About the only loyal purchaser the camera makers have left is the replacement buyer. Someone who is either replacing their current camera because it’s damaged and too costly to repair, because it’s seriously outdated, or because they have a regular schedule of putting money into upgrades every few years. What you don’t want to do if at all possible is lose those customers to a competitor. So you play to the base.

Nikon has a high megapixel count camera (D800, then D810) that’s drawing raves? We’d better match that. Nikon has a really nice wide angle zoom that’s really wide (14-24mm) that draws raves. We’d better match that. Nikon continues to push the high end of their crop sensor consumer line upwards (D80, D90, D7000, D7100, D7200)? We’d better match that. Nikon, Panasonic, and Sony are using 1” sensors? Seems like we’d better do that, too.

What you don’t want is to lose any of your current customers to crossover. If your competitor gets a reputation for doing something better, you just might see some of your current crowd leave the building at a time when the building is getting smaller.
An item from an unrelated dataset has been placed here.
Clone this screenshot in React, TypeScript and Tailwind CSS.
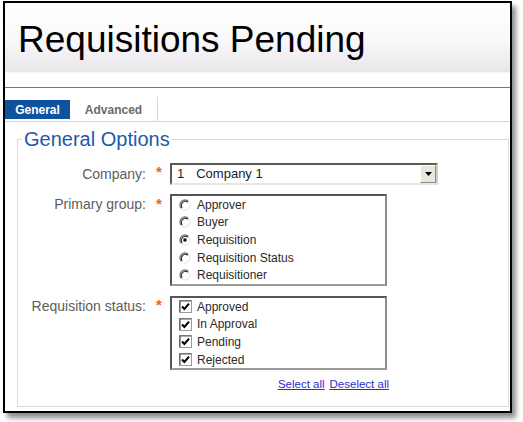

In DSLRs there are really only two competitors. Canon and Nikon take something around 90% of the market share, and we’re talking about 10m+ cameras last year, though this number is shrinking. Thus, Canon and Nikon are definitely looking at each other. Nikon recently made all those f/4 zooms, something they hadn’t done before. Why? Canon was there first with really good, smaller, less expensive zooms than the f/2.8 set. Canon went with Diffractive optics, now Nikon has responded with Phase Fresnel.

At the moment, Canon pushed the 7DII prosumer crop sensor boundary upwards, and Nikon hasn’t matched that. But if Nikon wants to play to its base, it will. If it doesn’t, it will suffer consequences, as some more D300 owners give up on Nikon and move on.

This is product development at its worst and best simultaneously. Playing to the base is best because it retains customers in your ecosystem. You took time to build that ecosystem, after all, so you want to maximize your returns from it. That means keep current users from leaking, and try to attract new folk to it. But that’s also the reason why playing to the base is the worse development possible: it’s tougher to do things that might attract new users when you’re mostly focused on serving current ones. 

Playing to the base is a defensive strategy. Keep the gains you’ve made. Don’t let any customers you caught get away. 

But playing to the base doesn’t solve the problem that the camera companies really face: catastrophic downward sales trends. New customers aren’t appearing. You know why? Because the camera companies aren’t making the products that would appeal to new audiences. Especially since those new audiences are used to smartphone style fun, convenience, and simple UI.  

Because you know I'm all about that base,
‘Bout that base ‘bout that base, no smartphone...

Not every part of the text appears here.